The Mercury News

Ravenswood may close 2 elementary schools

Officials set to shutter them in effort to deal with huge fiscal deficit

- By Aldo Toledo atoledo@bayareanew­sgroup.com

EAST PALO ALTO >> As changing demographi­cs shrink the number of students enrolling in public elementary schools in the area, the Ravenswood City School District is set to vote today on closing two of its five elementary schools to deal with a massive fiscal deficit.

School officials are gearing up to close Brentwood Academy in East Palo Alto and Willow Oaks Elementary School in Menlo Park at a special board meeting and merge the schools into two of the remaining three sites.

Ravenswood Schools interim Superinten­dent Gina Sudaria said a looming budget deficit is forcing the district to make massive cuts of $1.35 million to its operationa­l costs largely because of a drop in enrollment from 5,000 students at the beginning of the last decade to just over 2,000 this year. Projection­s for the coming decade show that number will fall by at least 300 more students.

Following months of extensive discussion, school board members have landed on a plan that will merge Willow Oaks with Belle Haven Elementary School and Brentwood with Costano School by the fall, a move that will end the days of walkable schools and put nearly all of the district’s students on buses.

After sizable cuts to staffing, a policy of keeping open positions empty, knocking down transporta­tion costs and slashing administra­tive spending in the past several years, Sudaria — who has been in her position for about a year — said the final move to get the district in the black is to close the schools, a decision she doesn’t take lightly.

“I’ve gone through a grief cycle,” Sudaria said. “I went through the shock and denial phase, the guilt phase, all the phases. Now I’m to the acceptance phase in making this difficult decision.”

The mergers mean the district is now setting off on a transition plan that will include redefining and relocating bus stops for about 600 students, reworking collective bargaining agreements with teachers and other workers and making after-school programs a top priority to help parents with children relocating to schools farther from home.

Sudaria said she saw no anger when she announced the closures and mergers, but rather a somber response from a teaching staff that has seen lightning-fast turnover rates and cuts to funding in the classroom for years.

As a largely Latino-serving district — translatio­n devices donned the heads of nearly all the parents at recent school meetings on the closures — one school board member wasn’t happy seeing how many people didn’t know what was going on.

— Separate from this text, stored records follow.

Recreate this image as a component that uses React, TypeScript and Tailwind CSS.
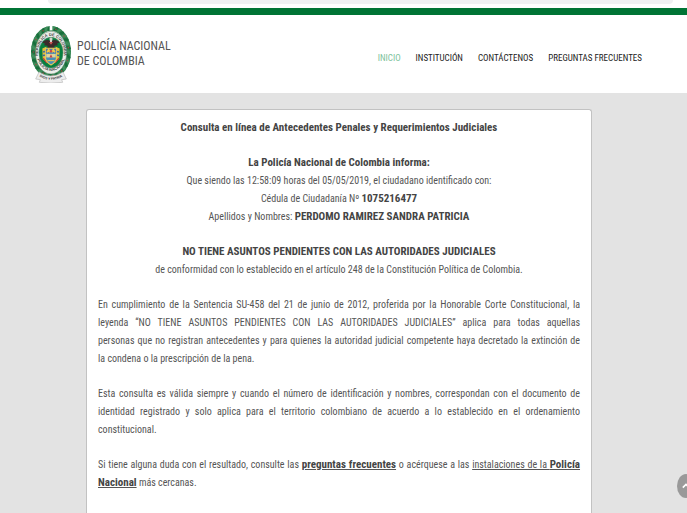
import React from "react";

const LEAVES = Array.from({ length: 34 }, (_, i) => i);

function Emblem() {
  return (
    <svg viewBox="0 0 120 171" className="h-[57px] w-10 shrink-0" preserveAspectRatio="none" role="img" aria-label="Escudo">
      <defs>
        <path id="ringTop" d="M22 96 A39 54 0 1 1 98 96" />
        <path id="ringBottom" d="M17 94 A45 58 0 0 0 103 94" />
        <path id="motto" d="M28 153 Q60 170 92 153" />
      </defs>
      <ellipse cx="60" cy="78" rx="53" ry="71" fill="#e9f0e9" stroke="#2f7f4e" strokeWidth="14" />
      {LEAVES.map((i) => {
        const a = ((i + 0.5) / 34) * Math.PI * 2;
        const x = 60 + 53 * Math.sin(a);
        const y = 78 - 71 * Math.cos(a);
        return (
          <g key={i}>
            <ellipse cx={x} cy={y} rx="4" ry="8" fill={i % 2 ? "#17703b" : "#3f8f5c"} transform={`rotate(${i * 10.6 + 40} ${x} ${y})`} />
            {i % 3 === 1 && <circle cx={x} cy={y} r="2.5" fill="#8c4f43" />}
          </g>
        );
      })}
      <path d="M56 0 H64 V13 H56Z" fill="#fff" />
      <ellipse cx="60" cy="80" rx="47" ry="64" fill="#eceeea" stroke="#4c7a5b" strokeWidth="1.5" />
      <ellipse cx="60" cy="80" rx="36" ry="46" fill="#07803f" stroke="#4f8a66" strokeWidth="2" />
      <g fontFamily="Liberation Sans, sans-serif" fontWeight="bold" fill="#3f4541">
        <text fontSize="12">
          <textPath href="#ringTop" startOffset="50%" textAnchor="middle">REPÚBLICA DE COLOMBIA</textPath>
        </text>
        <text fontSize="12">
          <textPath href="#ringBottom" startOffset="50%" textAnchor="middle">POLICÍA NACIONAL</textPath>
        </text>
      </g>
      <g transform="translate(60 79) scale(1.18) translate(-60 -76)">
        <path d="M60 48 C52 42 43 44 38 51 L45 54 L42 58 L51 59 L52 66 H68 L69 59 L78 58 L75 54 L82 51 C77 44 68 42 60 48Z" fill="#3b2b2b" />
        <path d="M56 41 Q60 36 64 41 L62 51 H58Z" fill="#d9d4cc" />
        <path d="M55 50 L60 57 L65 50Z" fill="#ce5350" />
        <path d="M38 66 L48 62 L51 104 L39 92Z M82 66 L72 62 L69 104 L81 92Z" fill="#e4bd3c" />
        <path d="M40 75 L48 73 M39 84 L49 83 M80 75 L72 73 M81 84 L71 83" stroke="#3566a0" strokeWidth="4" />
        <path d="M40 91 L50 103 M80 91 L70 103" stroke="#cb3942" strokeWidth="3" />
        <path d="M46 66 H74 V91 Q72 102 60 108 Q48 102 46 91Z" fill="#4a8fb8" stroke="#e3c95c" strokeWidth="3" />
        <path d="M47 67 H73 V78 H47Z" fill="#547bad" />
        <path d="M50 76 L54 69 L58 76 M70 76 L66 69 L62 76" stroke="#f2cb43" strokeWidth="4" fill="none" />
        <circle cx="60" cy="73" r="3" fill="#d64a43" />
        <path d="M48 80 H72 V89 H48Z" fill="#dfd49a" />
        <path d="M56 89 L60 81 L64 89Z" fill="#ca4544" />
        <path d="M51 97 H69" stroke="#e0c75a" strokeWidth="3" />
      </g>
      <path d="M24 138 Q60 162 96 138 L106 159 L92 161 L95 169 Q60 174 25 169 L28 161 L14 159Z" fill="#ededed" stroke="#b9b9b9" strokeWidth="2" />
      <text fontFamily="Liberation Sans, sans-serif" fontSize="10" fontWeight="bold" fill="#333">
        <textPath href="#motto" startOffset="50%" textAnchor="middle">DIOS Y PATRIA</textPath>
      </text>
    </svg>
  );
}

const NAV = ["INICIO", "INSTITUCIÓN", "CONTÁCTENOS", "PREGUNTAS FRECUENTES"];

function Strong({ children }: { children: React.ReactNode }) {
  return <b className="text-[11px] text-[#444]">{children}</b>;
}

export default function App() {
  return (
    <div className="flex h-screen flex-col overflow-hidden bg-[#e3e3e3] font-['Roboto_Condensed','Liberation_Sans',sans-serif] text-[#555]">
      <div className="h-2 shrink-0 bg-white pr-[14px] pl-12">
        <div className="h-1 rounded-b-full bg-[#f0f1f3]" />
      </div>
      <div className="h-[7px] shrink-0 bg-[#007435]" />
      <header className="flex h-[78px] shrink-0 items-center justify-between bg-white pr-[45px] pl-[31px]">
        <div className="flex items-center gap-[6px]">
          <Emblem />
          <p className="text-[12px] leading-[15px] whitespace-nowrap text-[#555]">
            POLICÍA NACIONAL
            <br />
            DE COLOMBIA
          </p>
        </div>
        <nav className="flex gap-[15px] pt-2 text-[9px] leading-4 whitespace-nowrap">
          {NAV.map((item, i) => (
            <a key={item} href="#" className={i === 0 ? "text-[#7cc29b]" : "text-[#222]"}>
              {item}
            </a>
          ))}
        </nav>
      </header>
      <main className="mr-[95px] ml-[86px] mt-4 flex flex-1 flex-col gap-[17px] rounded-t-[3px] border border-b-0 border-[#c2c2c2] bg-white px-[11px] pt-[9px] text-[10px] leading-[18px]">
        <h1 className="text-center text-[11px] font-bold text-[#444]">
          Consulta en línea de Antecedentes Penales y Requerimientos Judiciales
        </h1>
        <p className="text-center">
          <Strong>La Policía Nacional de Colombia informa:</Strong>
          <br />
          Que siendo las 12:58:09 horas del 05/05/2019, el ciudadano identificado con:
          <br />
          Cédula de Ciudadanía Nº <Strong>1075216477</Strong>
          <br />
          Apellidos y Nombres: <Strong>PERDOMO RAMIREZ SANDRA PATRICIA</Strong>
        </p>
        <p className="text-center">
          <Strong>NO TIENE ASUNTOS PENDIENTES CON LAS AUTORIDADES JUDICIALES</Strong>
          <br />
          de conformidad con lo establecido en el artículo 248 de la Constitución Política de Colombia.
        </p>
        <p className="text-justify">
          En cumplimiento de la Sentencia SU-458 del 21 de junio de 2012, proferida por la Honorable Corte Constitucional, la
          leyenda “NO TIENE ASUNTOS PENDIENTES CON LAS AUTORIDADES JUDICIALES” aplica para todas aquellas{" "}
          <span className="whitespace-nowrap">personas que no</span> registran antecedentes y para quienes la autoridad
          judicial competente haya decretado la extinción de <span className="whitespace-nowrap">la condena</span> o la
          prescripción de la pena.
        </p>
        <p className="text-justify">
          Esta consulta es válida siempre y cuando el número de identificación y nombres, correspondan con el documento de
          identidad registrado y solo aplica para el territorio colombiano de acuerdo a lo establecido en el ordenamiento
          constitucional.
        </p>
        <p className="text-justify">
          Si tiene alguna duda con el resultado, consulte las{" "}
          <a href="#" className="underline">
            <Strong>preguntas frecuentes</Strong>
          </a>{" "}
          o acérquese a las{" "}
          <a href="#" className="underline">
            instalaciones de la <Strong>Policía Nacional</Strong>
          </a>{" "}
          más cercanas.
        </p>
      </main>
      <button aria-label="Subir" className="absolute -right-2 bottom-[15px] flex h-6 w-[18px] items-center justify-center rounded-[50%] bg-[#999]">
        <svg viewBox="0 0 10 8" className="h-2 w-2" fill="none" stroke="#fff" strokeWidth="2">
          <path d="M1 6 L5 2 L9 6" />
        </svg>
      </button>
    </div>
  );
}
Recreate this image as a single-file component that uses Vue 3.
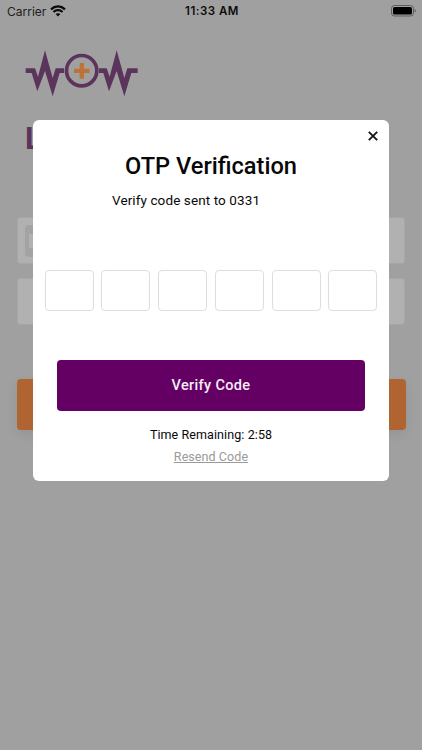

“I had three parents come to me who had no idea,” said board member Marielena Gaona-Mendoza during a December board meeting. “We have not said this in a great way. There’s a lot of misunderst­anding.”

At that meeting, GaonaMendo­za criticized Sudaria’s decision to close the schools as “causing a lot more disruption when one of your main goals is to cause less.”

Pointing out the trend of students leaving public schools for private institutio­ns, Gaona-Mendoza asked, “Who knows how many students will choose to go somewhere else?”

For Hector Valencia, a single parent and contractor who has lived in East Palo Alto for 17 years, the closures are just another sign of a trend in emigration out of the city as many of his neighbors struggle to pay ever-increasing rents and seek better educationa­l opportunit­ies for their children outside the Bay Area.

Valencia said East Palo Alto “has taken a 180-degree turn” over the years and is concerned at the way some parents have either succumbed to what he called the “low level of education” offered at Ravenswood Schools or left for private schools or other districts.

According to Great Schools, a website that aggregates school test scores and academic progress, Ravenswood elementary schools were ranked among the lowest in the area. Willow Oaks has a rating of 2 out of 10, Brentwood Academy rates a 1 out of 10 and the remaining three schools received a rating of either 1 or 2 out of 10.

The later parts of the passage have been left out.